§ **Task material**
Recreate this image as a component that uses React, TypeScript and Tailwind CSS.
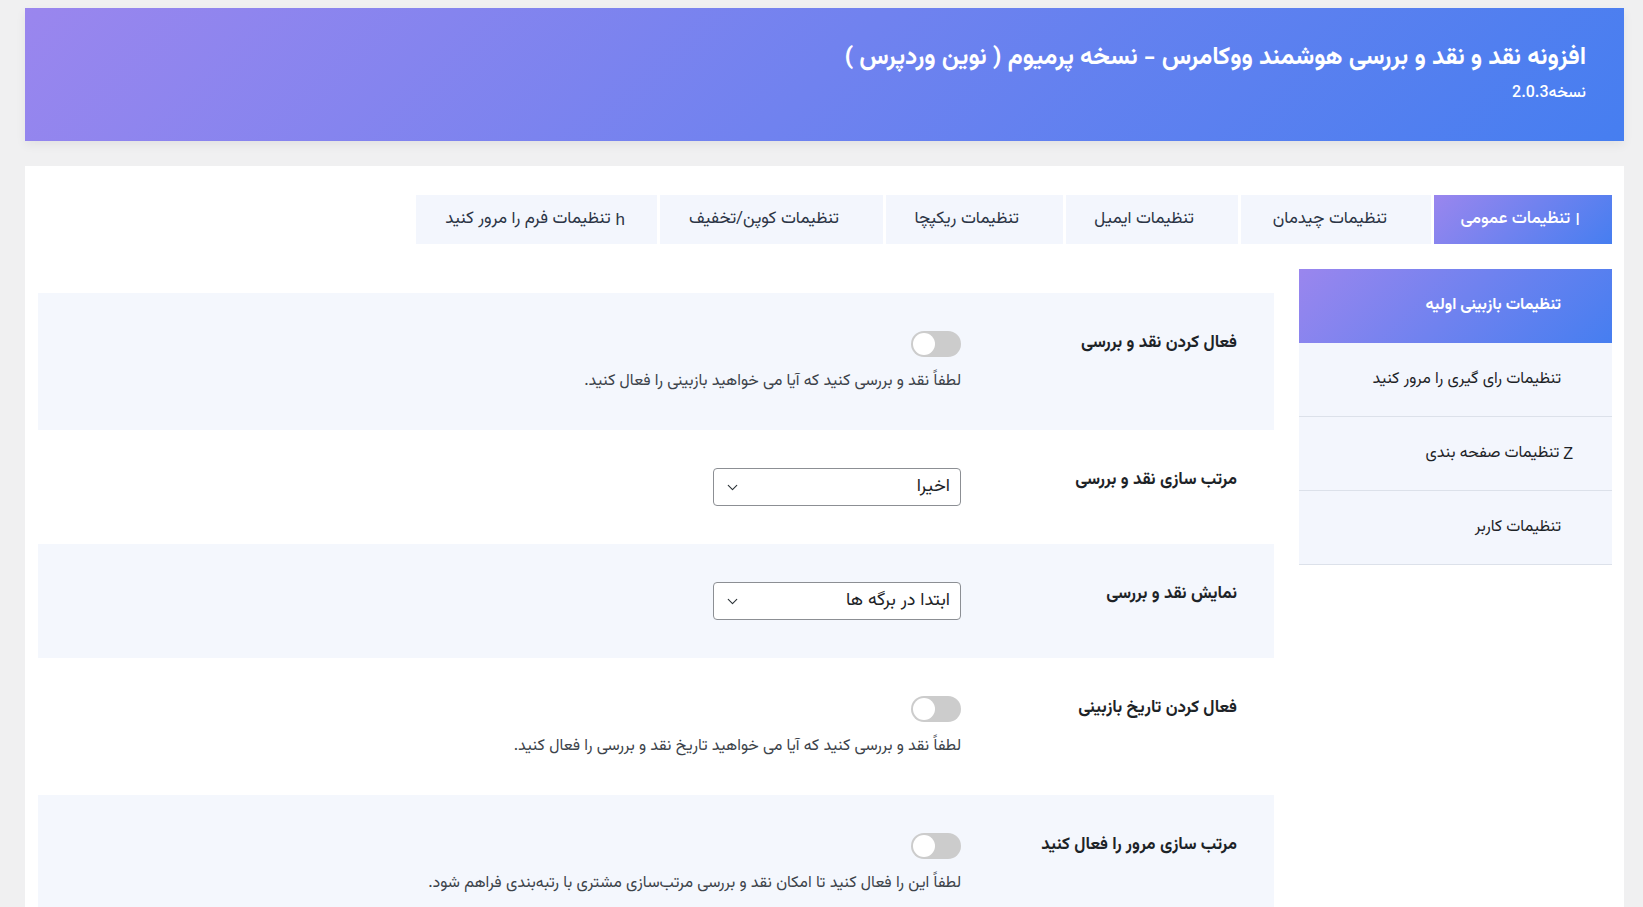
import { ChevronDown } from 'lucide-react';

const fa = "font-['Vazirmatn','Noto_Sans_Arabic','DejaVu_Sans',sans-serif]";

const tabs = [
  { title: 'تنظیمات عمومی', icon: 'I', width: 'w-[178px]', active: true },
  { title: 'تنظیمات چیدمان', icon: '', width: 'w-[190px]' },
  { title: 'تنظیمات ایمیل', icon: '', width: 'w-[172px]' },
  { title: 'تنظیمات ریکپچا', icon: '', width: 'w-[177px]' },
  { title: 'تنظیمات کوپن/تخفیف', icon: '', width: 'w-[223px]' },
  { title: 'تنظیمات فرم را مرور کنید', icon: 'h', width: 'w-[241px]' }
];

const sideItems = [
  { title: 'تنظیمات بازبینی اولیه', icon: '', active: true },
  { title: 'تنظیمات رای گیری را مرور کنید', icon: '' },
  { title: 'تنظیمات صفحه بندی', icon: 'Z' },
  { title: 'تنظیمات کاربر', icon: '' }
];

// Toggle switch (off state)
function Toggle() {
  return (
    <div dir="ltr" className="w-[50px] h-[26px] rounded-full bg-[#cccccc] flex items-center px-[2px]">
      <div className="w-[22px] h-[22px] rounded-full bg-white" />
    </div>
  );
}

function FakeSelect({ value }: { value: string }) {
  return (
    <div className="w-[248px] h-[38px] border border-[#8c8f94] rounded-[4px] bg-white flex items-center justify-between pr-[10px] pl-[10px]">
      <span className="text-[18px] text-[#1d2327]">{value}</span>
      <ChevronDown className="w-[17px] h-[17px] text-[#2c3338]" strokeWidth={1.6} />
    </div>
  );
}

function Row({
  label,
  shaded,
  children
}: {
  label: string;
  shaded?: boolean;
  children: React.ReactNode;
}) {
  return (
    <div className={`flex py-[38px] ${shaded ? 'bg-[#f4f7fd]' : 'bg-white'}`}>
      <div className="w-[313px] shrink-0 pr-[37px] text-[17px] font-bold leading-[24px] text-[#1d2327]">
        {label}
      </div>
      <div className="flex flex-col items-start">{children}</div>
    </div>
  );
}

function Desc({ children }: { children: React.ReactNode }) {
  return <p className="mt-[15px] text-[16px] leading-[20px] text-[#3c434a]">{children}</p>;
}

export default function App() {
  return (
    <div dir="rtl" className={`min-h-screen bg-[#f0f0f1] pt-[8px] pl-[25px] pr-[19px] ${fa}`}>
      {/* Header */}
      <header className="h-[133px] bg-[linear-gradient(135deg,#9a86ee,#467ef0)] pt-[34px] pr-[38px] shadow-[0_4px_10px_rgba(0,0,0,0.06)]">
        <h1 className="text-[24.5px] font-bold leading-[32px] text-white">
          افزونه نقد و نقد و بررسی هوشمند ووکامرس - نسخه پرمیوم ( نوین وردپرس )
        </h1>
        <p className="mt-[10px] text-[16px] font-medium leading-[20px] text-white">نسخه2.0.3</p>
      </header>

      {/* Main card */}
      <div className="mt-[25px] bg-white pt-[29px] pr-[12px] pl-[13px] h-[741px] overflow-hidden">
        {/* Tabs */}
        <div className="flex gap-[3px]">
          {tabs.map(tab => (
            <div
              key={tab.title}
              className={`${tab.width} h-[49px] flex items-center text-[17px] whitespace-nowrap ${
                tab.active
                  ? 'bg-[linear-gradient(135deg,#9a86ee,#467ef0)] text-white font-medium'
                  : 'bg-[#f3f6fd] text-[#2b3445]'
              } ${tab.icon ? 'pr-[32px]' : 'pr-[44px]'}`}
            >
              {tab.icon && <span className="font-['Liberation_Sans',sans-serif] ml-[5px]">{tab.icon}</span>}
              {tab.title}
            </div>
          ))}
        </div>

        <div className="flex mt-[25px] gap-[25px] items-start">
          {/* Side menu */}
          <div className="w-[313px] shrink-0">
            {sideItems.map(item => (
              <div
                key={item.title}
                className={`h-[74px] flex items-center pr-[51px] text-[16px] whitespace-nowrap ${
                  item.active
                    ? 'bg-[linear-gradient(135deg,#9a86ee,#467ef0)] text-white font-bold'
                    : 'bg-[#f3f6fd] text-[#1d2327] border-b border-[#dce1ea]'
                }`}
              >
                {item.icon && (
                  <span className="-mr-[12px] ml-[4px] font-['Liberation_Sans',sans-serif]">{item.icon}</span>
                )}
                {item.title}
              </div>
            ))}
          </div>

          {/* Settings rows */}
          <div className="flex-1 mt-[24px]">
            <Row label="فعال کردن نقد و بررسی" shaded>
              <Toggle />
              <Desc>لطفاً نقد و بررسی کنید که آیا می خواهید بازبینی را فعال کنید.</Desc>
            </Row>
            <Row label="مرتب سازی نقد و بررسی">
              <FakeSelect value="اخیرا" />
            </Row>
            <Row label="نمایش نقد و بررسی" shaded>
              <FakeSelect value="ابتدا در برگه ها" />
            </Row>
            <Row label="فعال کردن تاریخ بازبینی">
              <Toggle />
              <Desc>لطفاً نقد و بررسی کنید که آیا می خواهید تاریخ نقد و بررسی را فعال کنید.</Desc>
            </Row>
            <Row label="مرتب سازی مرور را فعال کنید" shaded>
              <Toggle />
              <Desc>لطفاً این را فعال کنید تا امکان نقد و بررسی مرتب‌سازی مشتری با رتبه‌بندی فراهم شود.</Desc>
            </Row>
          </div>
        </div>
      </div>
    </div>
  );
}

==

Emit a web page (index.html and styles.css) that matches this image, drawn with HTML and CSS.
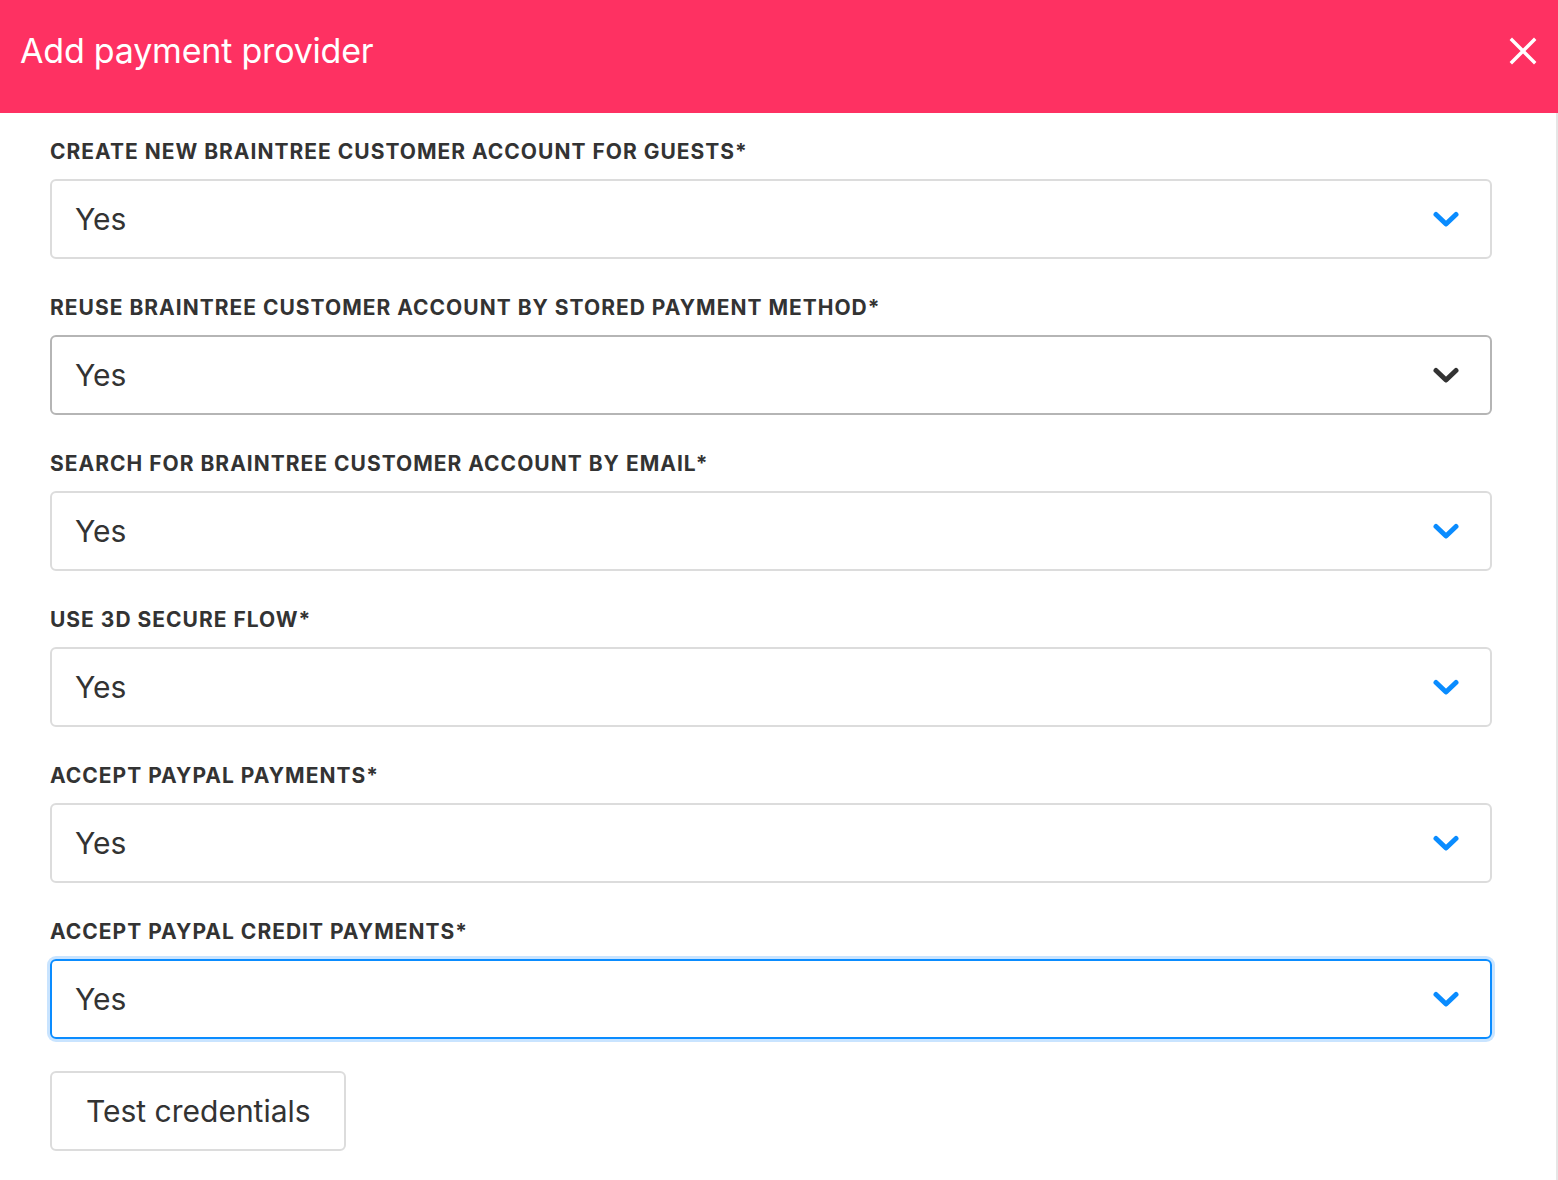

--

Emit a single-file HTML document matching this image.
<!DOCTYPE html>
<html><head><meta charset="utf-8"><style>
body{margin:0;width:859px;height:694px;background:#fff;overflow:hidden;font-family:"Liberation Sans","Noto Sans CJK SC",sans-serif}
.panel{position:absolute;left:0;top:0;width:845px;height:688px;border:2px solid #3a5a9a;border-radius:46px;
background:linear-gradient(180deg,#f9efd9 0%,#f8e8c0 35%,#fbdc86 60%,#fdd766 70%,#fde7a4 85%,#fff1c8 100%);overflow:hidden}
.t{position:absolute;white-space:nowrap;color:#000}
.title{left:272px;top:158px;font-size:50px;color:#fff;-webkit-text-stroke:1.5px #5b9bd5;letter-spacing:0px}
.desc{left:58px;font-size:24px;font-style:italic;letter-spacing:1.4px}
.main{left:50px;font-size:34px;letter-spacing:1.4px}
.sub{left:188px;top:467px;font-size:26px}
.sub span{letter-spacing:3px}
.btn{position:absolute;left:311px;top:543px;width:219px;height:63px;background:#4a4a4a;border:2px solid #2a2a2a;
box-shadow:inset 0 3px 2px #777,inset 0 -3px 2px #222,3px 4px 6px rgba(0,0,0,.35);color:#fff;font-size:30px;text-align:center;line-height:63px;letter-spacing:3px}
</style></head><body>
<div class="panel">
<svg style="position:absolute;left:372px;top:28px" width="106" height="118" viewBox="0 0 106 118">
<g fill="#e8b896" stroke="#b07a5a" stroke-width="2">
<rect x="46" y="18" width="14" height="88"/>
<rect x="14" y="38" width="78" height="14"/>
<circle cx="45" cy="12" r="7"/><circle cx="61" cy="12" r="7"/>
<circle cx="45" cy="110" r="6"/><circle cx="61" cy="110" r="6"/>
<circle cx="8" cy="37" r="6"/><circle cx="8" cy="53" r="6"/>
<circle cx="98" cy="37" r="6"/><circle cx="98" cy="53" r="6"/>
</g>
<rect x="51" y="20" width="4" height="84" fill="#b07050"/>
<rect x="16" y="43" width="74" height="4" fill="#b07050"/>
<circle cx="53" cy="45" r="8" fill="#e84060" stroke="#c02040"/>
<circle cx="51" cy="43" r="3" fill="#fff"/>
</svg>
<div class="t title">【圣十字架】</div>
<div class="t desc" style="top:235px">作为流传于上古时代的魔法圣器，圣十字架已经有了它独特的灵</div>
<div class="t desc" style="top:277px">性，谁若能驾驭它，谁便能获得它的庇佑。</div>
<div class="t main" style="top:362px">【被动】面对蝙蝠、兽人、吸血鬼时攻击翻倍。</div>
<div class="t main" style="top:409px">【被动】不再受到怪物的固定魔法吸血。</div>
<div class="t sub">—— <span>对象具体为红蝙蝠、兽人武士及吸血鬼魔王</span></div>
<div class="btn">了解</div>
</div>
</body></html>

§ **Exercise instructions**
Each line in the material either holds the string "Emit" or does not. State how many do, and nothing else.

§ **Task answer**
2